Under the 30,000 roof tiles of a pretty red brick cottage in the small Hampshire village of Chawton, on a tiny table, some of the most famous novels in English literature were written. More than 70 years after it was last tackled, the entire roof must now be removed, repaired and replaced—and the director of the Jane Austen’s House Museum hopes that Austenites will want to sponsor a tile to fund the work.
On a breadboard-sized table by the window in a corner of the dining room, Jane Austen variously revised or wrote Sense and Sensibility, Pride and Prejudice, Mansfield Park, Emma, Northanger Abbey and Persuasion. According to cherished literary legend, a squeaking door was never oiled as it warned her that she was about to be disturbed.
The museum’s director, Lizzie Dunford, describes the 17th-century house, now Grade I listed, as not just Austen’s home but “the workshop of her imagination”. Emma in particular, she thinks, was born of that window through which Austen observed all the bustle of Chawton village life, passing so close that stagecoach passengers watched the family dine.
Dunford took over as director weeks after the museum closed in March, and her first public announcement was that finances were so dire it might never reopen. She blinks back tears recalling the money that then poured in from all over the world, including £5 sent by a woman who wrote she had just been made redundant and could afford no more. The appeal raised £100,000, double the target.
The museum is now open at a fraction of normal capacity, with no hope of an imminent return of devoted American and Asian tourists, but should end the year with no worse than a small deficit.
Austen’s brother Edward, in a plot twist worthy of one of her novels, was adopted by childless wealthy relatives and inherited a fortune, an estate and several grand houses including a nearby Jacobean mansion, now a centre for the study of women authors. He settled his mother, two sisters and their friend Martha Lloyd in the relatively modest village house, formerly an inn with a rackety reputation. Except for the very last weeks of her life in 1817, when she moved to Winchester for medical care, it was Austen’s final very happy home.
In 1948 the house, divided into labourers’ cottages, was put up for sale by the Knight family.
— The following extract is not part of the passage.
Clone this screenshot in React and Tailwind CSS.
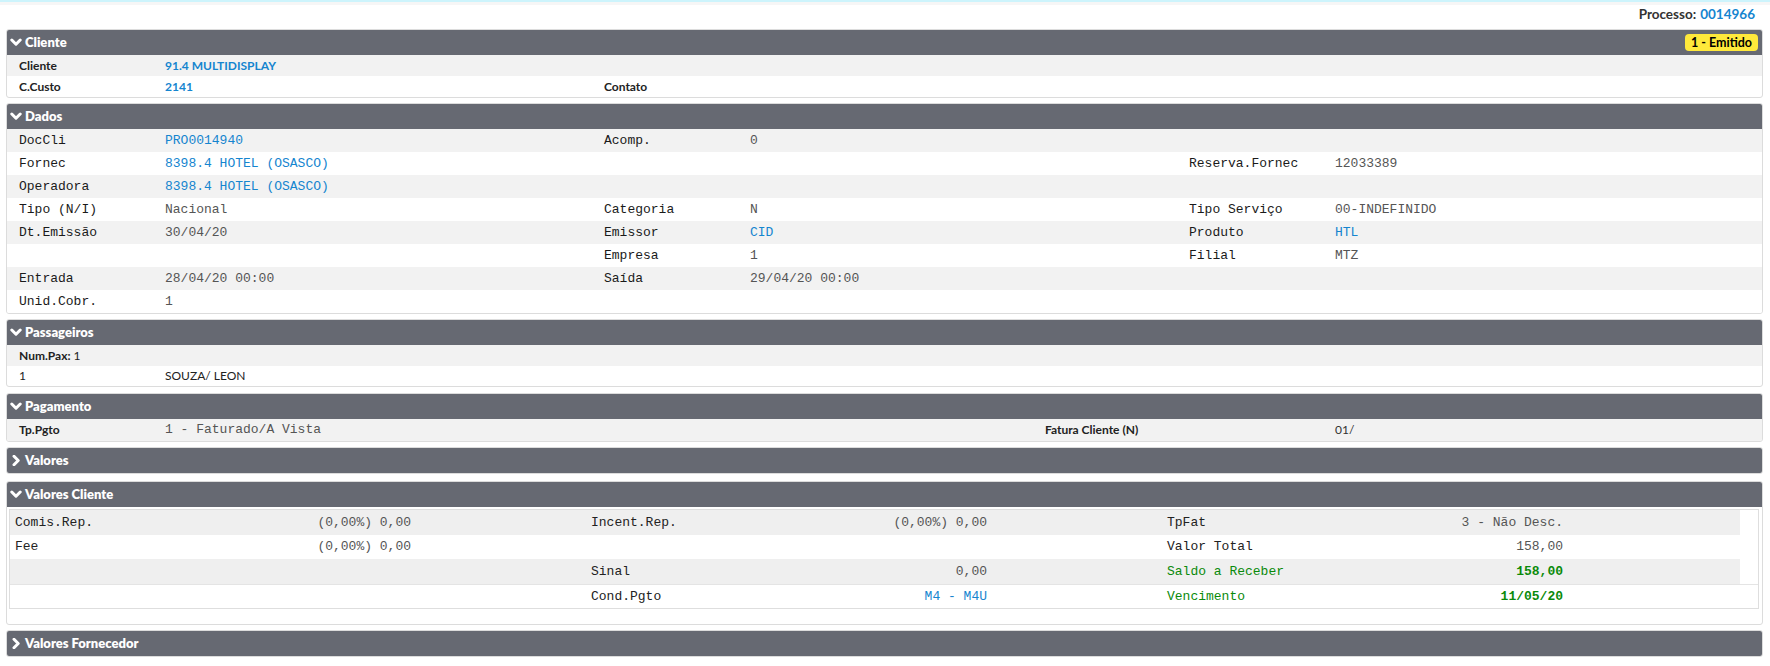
import React from 'react';

const sans = 'font-["Lato","Liberation_Sans",sans-serif]';
const mono = 'font-["Courier_New","Liberation_Mono",monospace]';

const Chevron = ({ open }) => (
  <svg width="12" height="11" viewBox="0 0 12 11" className="shrink-0">
    {open ? (
      <polyline points="1.8,3 6,7.2 10.2,3" fill="none" stroke="white" strokeWidth="3" strokeLinecap="round" strokeLinejoin="round" />
    ) : (
      <polyline points="4,1.3 8.2,5.5 4,9.7" fill="none" stroke="white" strokeWidth="3" strokeLinecap="round" strokeLinejoin="round" />
    )}
  </svg>
);

function Panel({ title, open = true, badge, className = '', children }) {
  return (
    <div className={`border border-[#dcdcdc] rounded-[3px] overflow-hidden bg-white ${className}`}>
      <div className="h-[25px] bg-[#666972] flex items-center pl-[3px] pr-[4px] gap-[3px]">
        <Chevron open={open} />
        <span className={`${sans} text-white font-extrabold text-[13px]`}>{title}</span>
        {badge && (
          <span className={`${sans} ml-auto bg-[#ffe93b] text-black font-bold text-[12.5px] leading-[17px] px-[6px] rounded-[4px]`}>
            {badge}
          </span>
        )}
      </div>
      {children}
    </div>
  );
}

const dadosRows = [
  [['DocCli', 'PRO0014940', 'blue'], ['Acomp.', '0'], null],
  [['Fornec', '8398.4 HOTEL (OSASCO)', 'blue'], null, ['Reserva.Fornec', '12033389']],
  [['Operadora', '8398.4 HOTEL (OSASCO)', 'blue'], null, null],
  [['Tipo (N/I)', 'Nacional'], ['Categoria', 'N'], ['Tipo Serviço', '00-INDEFINIDO']],
  [['Dt.Emissão', '30/04/20'], ['Emissor', 'CID', 'blue'], ['Produto', 'HTL', 'blue']],
  [null, ['Empresa', '1'], ['Filial', 'MTZ']],
  [['Entrada', '28/04/20 00:00'], ['Saída', '29/04/20 00:00'], null],
  [['Unid.Cobr.', '1'], null, null],
];

function DadosCell({ cell }) {
  if (!cell) {
    return (
      <>
        <div />
        <div />
      </>
    );
  }
  const [label, value, tone] = cell;
  return (
    <>
      <div className="pl-3 text-[#1a1a1a]">{label}</div>
      <div className={`pl-3 ${tone === 'blue' ? 'text-[#1585cf]' : 'text-[#555]'}`}>{value}</div>
    </>
  );
}

const valoresRows = [
  {
    bg: 'bg-[#efefef]',
    cells: [
      ['Comis.Rep.', '(0,00%) 0,00'],
      ['Incent.Rep.', '(0,00%) 0,00'],
      ['TpFat', '3 - Não Desc.'],
    ],
  },
  {
    bg: 'bg-white',
    cells: [['Fee', '(0,00%) 0,00'], null, ['Valor Total', '158,00']],
  },
  {
    bg: 'bg-[#efefef]',
    cells: [null, ['Sinal', '0,00'], ['Saldo a Receber', '158,00', 'green']],
  },
];

function Pair({ cell }) {
  if (!cell) return <div className="w-[396px]" />;
  const [label, value, tone] = cell;
  const labelCls = tone === 'green' ? 'text-[#0a8a0a]' : 'text-[#222]';
  const valueCls =
    tone === 'green' ? 'text-[#0a8a0a] font-bold' : tone === 'blue' ? 'text-[#1585cf]' : 'text-[#555]';
  return (
    <div className="w-[396px] flex justify-between">
      <span className={labelCls}>{label}</span>
      <span className={valueCls}>{value}</span>
    </div>
  );
}

export default function App() {
  return (
    <div className="w-[1770px] h-[666px] bg-white overflow-hidden">
      <div className="h-[2px] bg-[#cdf4fc]" />
      <div className="h-[3px] bg-[#f6f6f6]" />
      <div className={`${sans} h-[18px] flex items-center justify-end pr-[15px] text-[13.5px] font-bold`}>
        <span className="text-[#333]">Processo:</span>
        <span className="text-[#1585cf] ml-[4px]">0014966</span>
      </div>

      <div className="ml-[6px] mt-[6px] mr-[7px] flex flex-col gap-[5px]">
        <Panel title="Cliente" badge="1 - Emitido">
          <div className={`${sans} text-[12px] font-bold`}>
            <div className="h-[21px] bg-[#f2f2f2] grid grid-cols-[146px_439px_146px_1fr] items-center">
              <div className="pl-3 text-[#222]">Cliente</div>
              <div className="pl-3 text-[#1585cf]">91.4 MULTIDISPLAY</div>
              <div />
              <div />
            </div>
            <div className="h-[21px] grid grid-cols-[146px_439px_146px_1fr] items-center">
              <div className="pl-3 text-[#222]">C.Custo</div>
              <div className="pl-3 text-[#1585cf]">2141</div>
              <div className="pl-3 text-[#222]">Contato</div>
              <div />
            </div>
          </div>
        </Panel>

        <Panel title="Dados">
          <div className={`${mono} text-[13px]`}>
            {dadosRows.map((row, i) => (
              <div
                key={i}
                className={`h-[23px] grid grid-cols-[146px_439px_146px_439px_146px_1fr] items-center ${
                  i % 2 === 0 ? 'bg-[#f2f2f2]' : 'bg-white'
                }`}
              >
                {row.map((cell, j) => (
                  <DadosCell key={j} cell={cell} />
                ))}
              </div>
            ))}
          </div>
        </Panel>

        <Panel title="Passageiros">
          <div className={`${sans} text-[12px] text-[#222]`}>
            <div className="h-[21px] bg-[#f2f2f2] flex items-center pl-3">
              <span className="font-bold">Num.Pax:</span>
              <span className="ml-[3px]">1</span>
            </div>
            <div className="h-[20px] grid grid-cols-[146px_1fr] items-center">
              <div className="pl-3">1</div>
              <div className="pl-3">SOUZA/ LEON</div>
            </div>
          </div>
        </Panel>

        <Panel title="Pagamento" className="mt-[1px]">
          <div className="h-[22px] bg-[#f2f2f2] grid grid-cols-[146px_880px_290px_1fr] items-center text-[12px]">
            <div className={`${sans} pl-3 font-bold text-[#222]`}>Tp.Pgto</div>
            <div className={`${mono} pl-3 text-[13px] text-[#555]`}>1 - Faturado/A Vista</div>
            <div className={`${sans} pl-3 font-bold text-[#222]`}>Fatura Cliente (N)</div>
            <div className={`${sans} pl-3 text-[#333]`}>01/</div>
          </div>
        </Panel>

        <Panel title="Valores" open={false} />

        <Panel title="Valores Cliente" className="mt-[2px]">
          <div className="pt-[2px] pb-[15px] pl-[2px] pr-[3px]">
            <div className={`${mono} text-[13px] border border-[#dedede]`}>
              <div className="mr-[18px]">
                {valoresRows.map((row, i) => (
                  <div key={i} className={`${row.bg} h-[24.5px] flex items-center pl-[5px]`}>
                    <Pair cell={row.cells[0]} />
                    <div className="w-[180px]" />
                    <Pair cell={row.cells[1]} />
                    <div className="w-[180px]" />
                    <Pair cell={row.cells[2]} />
                  </div>
                ))}
              </div>
              <div className="h-[24.5px] flex items-center pl-[5px] border-t border-[#e4e4e4]">
                <Pair cell={null} />
                <div className="w-[180px]" />
                <Pair cell={['Cond.Pgto', 'M4 - M4U', 'blue']} />
                <div className="w-[180px]" />
                <Pair cell={['Vencimento', '11/05/20', 'green']} />
              </div>
            </div>
          </div>
        </Panel>

        <Panel title="Valores Fornecedor" open={false} />
      </div>
    </div>
  );
}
After a campaign by Austen fans it was bought by Thomas Carpenter for £3,000 and given as a memorial to his son, who had recently died in action aged just 22. Acquisitions and donations include family portraits, letters, furniture, Austen’s modest pieces of jewellery, and examples of her beautiful needlework.
The roof on the house looks extremely picturesque, but snow guards have been installed around the eaves to protect visitors from the regular patter of falling tiles, as its whole structure is failing.
“This isn’t just a roof, it is the envelope for one of the most extraordinary Jane Austen collections in the world, including priceless first editions,” Dunford says. “It must be protected.”